Problem to work on:
Gather every line that includes the word "page", please.

* Start *

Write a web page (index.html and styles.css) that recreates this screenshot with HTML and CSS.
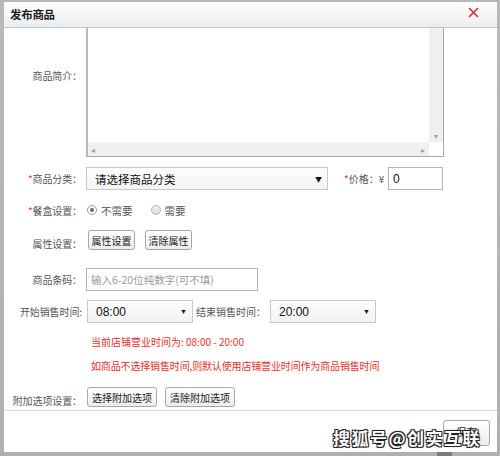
FILE: index.html
```html
<!DOCTYPE html>
<html lang="zh-CN">
<head>
<meta charset="utf-8">
<title>发布商品</title>
<link rel="stylesheet" href="styles.css">
</head>
<body>
<div class="page">
  <div class="dialog">
    <div class="titlebar">
      <span class="title">发布商品</span>
      <svg class="close" width="11" height="11" viewBox="0 0 11 11"><path d="M1 1L10 10M10 1L1 10" stroke="#d42a3a" stroke-width="1.6"/></svg>
    </div>
    <div class="body">
      <div class="row row-intro">
        <div class="label">商品简介：</div>
        <div class="textarea">
          <div class="ta-content"></div>
          <div class="vbar"><span class="arr-down">▾</span></div>
          <div class="hbar"><span class="arr">◂</span><span class="arr">▸</span></div>
          <div class="corner"></div>
        </div>
      </div>
      <div class="row row-cat">
        <div class="label"><span class="req">*</span>商品分类：</div>
        <div class="select select-cat"><span>请选择商品分类</span><span class="caret">▼</span></div>
        <div class="price-label"><span class="req">*</span>价格：¥</div>
        <div class="input input-price">0</div>
      </div>
      <div class="row row-box">
        <div class="label"><span class="req">*</span>餐盒设置：</div>
        <span class="radio checked"></span><span class="opt">不需要</span>
        <span class="radio"></span><span class="opt">需要</span>
      </div>
      <div class="row row-attr">
        <div class="label">属性设置：</div>
        <div class="btn btn-4">属性设置</div>
        <div class="btn btn-4">清除属性</div>
      </div>
      <div class="row row-code">
        <div class="label">商品条码：</div>
        <div class="input input-code placeholder">输入6-20位纯数字(可不填)</div>
      </div>
      <div class="row row-time">
        <div class="label">开始销售时间:</div>
        <div class="select select-time"><span>08:00</span><span class="caret">▼</span></div>
        <div class="mid-label">结束销售时间：</div>
        <div class="select select-time"><span>20:00</span><span class="caret">▼</span></div>
      </div>
      <div class="note note-1">当前店铺营业时间为: 08:00 - 20:00</div>
      <div class="note note-2">如商品不选择销售时间,则默认使用店铺营业时间作为商品销售时间</div>
      <div class="row row-extra">
        <div class="label">附加选项设置：</div>
        <div class="btn btn-6">选择附加选项</div>
        <div class="btn btn-6">清除附加选项</div>
      </div>
    </div>
    <div class="footer">
      <div class="btn save">保存</div>
      <div class="watermark">搜狐号@创实互联</div>
    </div>
  </div>
  <div class="scroll-thumb"></div>
</div>
</body>
</html>
```
FILE: styles.css
```css
* { box-sizing: border-box; }
html, body { margin: 0; padding: 0; }
body {
  width: 500px;
  height: 456px;
  background: #a8a8a8;
  font-family: "Noto Sans CJK SC", "Liberation Sans", sans-serif;
  overflow: hidden;
}
.page {
  position: relative;
  width: 500px;
  height: 456px;
  padding: 2px 3px 4px 4px;
  background: linear-gradient(#b9b9b9, #b0b0b0);
}
.dialog {
  height: 450px;
  background: #fff;
  display: flex;
  flex-direction: column;
  position: relative;
}
.titlebar {
  height: 26px;
  flex: none;
  background: linear-gradient(#ffffff, #ececec);
  border-bottom: 1px solid #b4cadb;
  display: flex;
  align-items: center;
  justify-content: space-between;
  padding: 0 18px 2px 6px;
}
.title {
  font-size: 11.5px;
  font-weight: bold;
  color: #222;
  letter-spacing: -0.3px;
}
.close { display: block; margin-top: -3px; }

.body {
  height: 383px;
  flex: none;
  overflow: hidden;
  border-bottom: 1px solid #dcdcdc;
}
.row {
  display: flex;
  align-items: center;
}
.label {
  width: 78px;
  flex: none;
  text-align: right;
  font-size: 10px;
  color: #555;
  margin-right: 4px;
  white-space: nowrap;
  letter-spacing: -0.1px;
}
.req { color: #e0353a; }

.row-intro { margin-top: -35px; }
.textarea {
  width: 358px;
  height: 164px;
  border: 1px solid #aaa;
  border-left: 2px solid #b8b8b8;
  display: grid;
  grid-template-columns: 1fr 14px;
  grid-template-rows: 1fr 14px;
  background: #fff;
}
.vbar {
  background: #f0f0f0;
  display: flex;
  align-items: flex-end;
  justify-content: center;
  font-size: 8px;
  color: #a0a0a0;
  padding-bottom: 1px;
}
.hbar {
  background: #f0f0f0;
  display: flex;
  align-items: center;
  justify-content: space-between;
  padding: 0 4px 0 3px;
  font-size: 8px;
  color: #a0a0a0;
}
.corner { background: #fff; }

.row-cat { margin-top: 10px; height: 23px; }
.select {
  height: 23px;
  border: 1px solid #c9c9c9;
  background: linear-gradient(#fdfdfd, #f3f3f3);
  display: flex;
  align-items: center;
  justify-content: space-between;
  padding: 0 5px 0 8px;
  font-size: 11.5px;
  color: #111;
}
.caret { font-size: 7px; color: #111; }
.select-cat { width: 242px; }
.price-label {
  margin-left: 16px;
  font-size: 10px;
  color: #555;
  width: 44px;
  white-space: nowrap;
}
.input {
  height: 23px;
  border: 1px solid #b5b5b5;
  display: flex;
  align-items: center;
  padding: 0 4px;
  font-family: "Liberation Sans", "Noto Sans CJK SC", sans-serif;
  font-size: 12px;
  color: #111;
  background: #fff;
}
.input-price { width: 55px; }

.row-box { margin-top: 10px; height: 20px; }
.radio {
  width: 10px;
  height: 10px;
  border-radius: 50%;
  border: 1px solid #b4b4b4;
  background: linear-gradient(#f2f2f2, #dcdcdc);
  margin: 0 4px 0 1px;
  flex: none;
  display: flex;
  align-items: center;
  justify-content: center;
}
.radio.checked { background: #fff; border-color: #999; }
.radio.checked::after {
  content: "";
  width: 4px;
  height: 4px;
  border-radius: 50%;
  background: #666;
}
.opt { font-size: 10.5px; color: #555; margin-right: 17px; }

.row-attr { margin-top: 10px; height: 20px; }
.row-attr .label { margin-top: 6px; }
.btn {
  height: 20px;
  border: 1px solid #a8a8a8;
  border-radius: 3px;
  background: linear-gradient(#ffffff, #ececec);
  display: flex;
  align-items: center;
  justify-content: center;
  font-size: 10px;
  color: #222;
  margin-left: 2px;
}
.btn-4 { width: 47px; margin-right: 8px; }
.btn-6 { width: 70px; margin-right: 6px; }

.row-code { margin-top: 18px; height: 23px; }
.input-code { width: 172px; font-family: "Noto Sans CJK SC", sans-serif; font-size: 10.5px; }
.placeholder { color: #9a9a9a; }

.row-time { margin-top: 9px; height: 23px; }
.row-time .label { margin-right: 5px; }
.select-time { width: 106px; font-family: "Liberation Sans", sans-serif; font-size: 12px; }
.mid-label { font-size: 10px; color: #555; width: 77px; padding-left: 3px; white-space: nowrap; }

.note {
  margin-left: 87px;
  font-size: 10px;
  line-height: 14px;
  color: #e8302c;
  white-space: nowrap;
}
.note-1 { margin-top: 12px; }
.note-2 { margin-top: 10px; letter-spacing: -0.15px; }

.row-extra { margin-top: 14px; height: 20px; }
.row-extra .label { margin-top: 6px; margin-right: 3px; }

.footer {
  flex: 1;
  position: relative;
  display: flex;
  justify-content: flex-end;
  align-items: flex-start;
  padding: 9px 7px 0 0;
}
.save {
  width: 47px;
  height: 26px;
  align-items: flex-start;
  padding-top: 3px;
  font-size: 11px;
}
.watermark {
  position: absolute;
  left: 329px;
  top: 14px;
  font-size: 17px;
  font-weight: bold;
  letter-spacing: 1.5px;
  color: #fff;
  white-space: nowrap;
  text-shadow: -1px -1px 0 #222, 1px -1px 0 #222, -1px 1px 0 #222, 1px 1px 0 #222, 0 0 2px #000;
}
.scroll-thumb {
  position: absolute;
  left: 437px;
  top: 452px;
  width: 15px;
  height: 4px;
  background: #7c7c7c;
}
```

* End *

Reply:
Write a web page (index.html and styles.css) that recreates this screenshot with HTML and CSS.
<div class="page">
.page {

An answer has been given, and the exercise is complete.